The other element of charm contained in the Doc books are the characters. They are likable enough, but there is more to it than that. They are pure and good. Too pure, and too perfect, that is completely true. And Doc himself always took purity and perfection to the nth degree. But since the books were written in an earnest voice this quality came across as refreshing, perhaps even a bit inspirational. Each book I laugh a few times at the ridiculous feats Doc accomplishes due to his meticulous mental and physical training. His unblemished virtue brings out the same a few times. The thing is, it all works in the books because Dent was not winking at his readers. He obviously knew he was writing ridiculous material and creating impossible characters, but he sold it straight, and so while it can bring a smile to your face, it does not produce scorn or embarrassment. It is a world and people you want to be a part of, not mock.

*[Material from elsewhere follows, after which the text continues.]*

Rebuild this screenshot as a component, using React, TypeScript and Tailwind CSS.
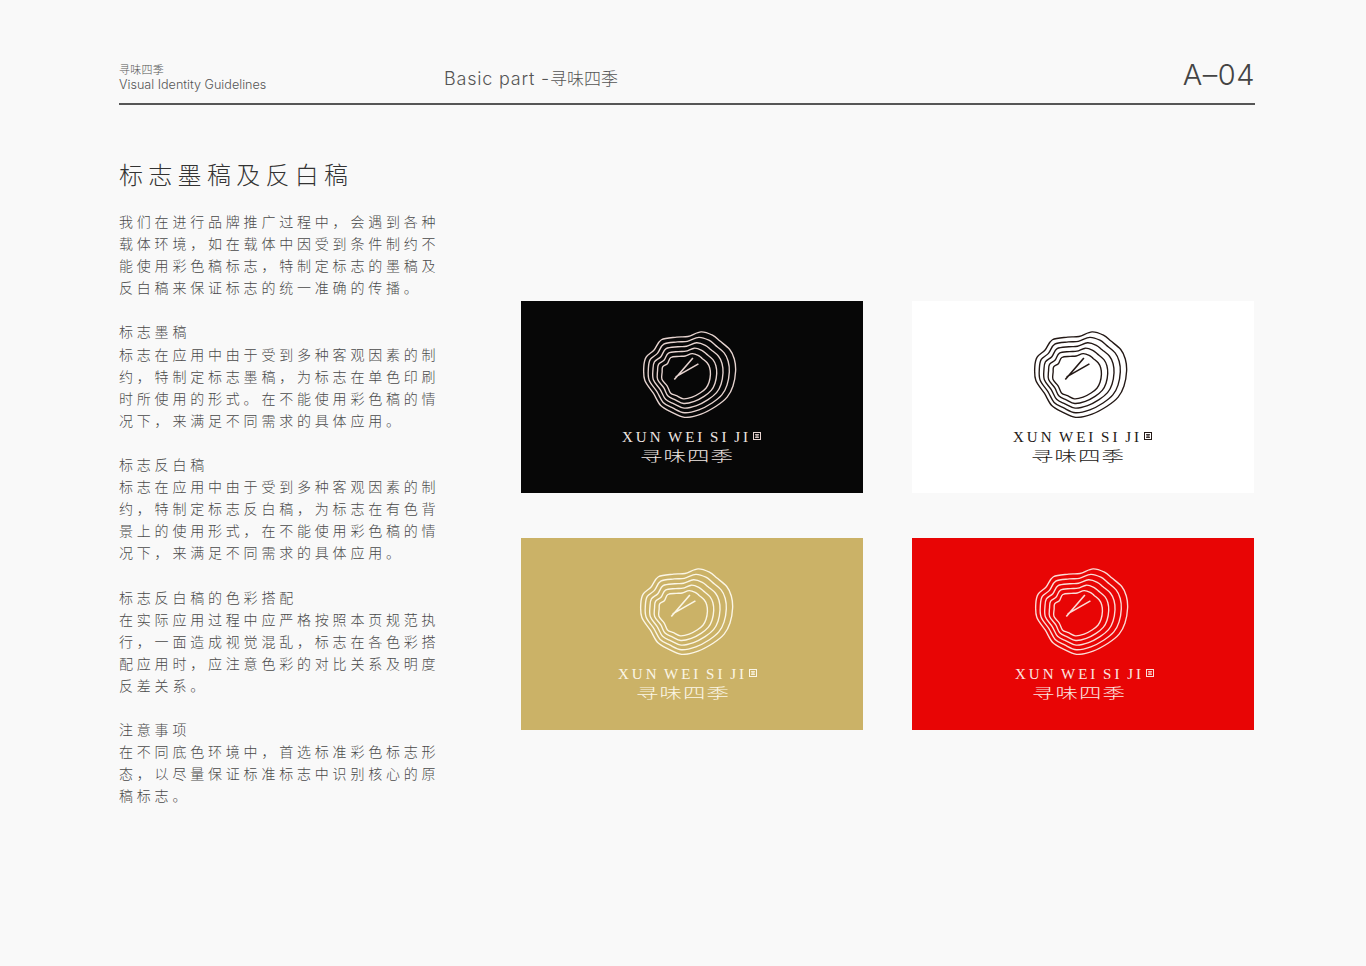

I wrote the above to give those people who watch the Doc Savage movie more of a sense of how the movie got Savage wrong. There is quite a bit in the movie that works, and it is fun at points, and I think Ely is well cast, but too often it violates the essential spirit of Dent's books by refusing to give the audience the option of taking the characters or the adventure seriously. If the film went for "over the top" instead of "goof ball" in a few scenes I suspect it all would have worked. "Worked" at least well enough to let Doc Savage fans feel like they had seen the heroes they knew on the screen, and well enough to let the rest of the viewers feel they had seen an honest attempt at a retro-action serial. Instead we have a movie that we can probably best describe as a curiosity carrying more than a whiff of missed potential, but one ultimately defined by its poor choices.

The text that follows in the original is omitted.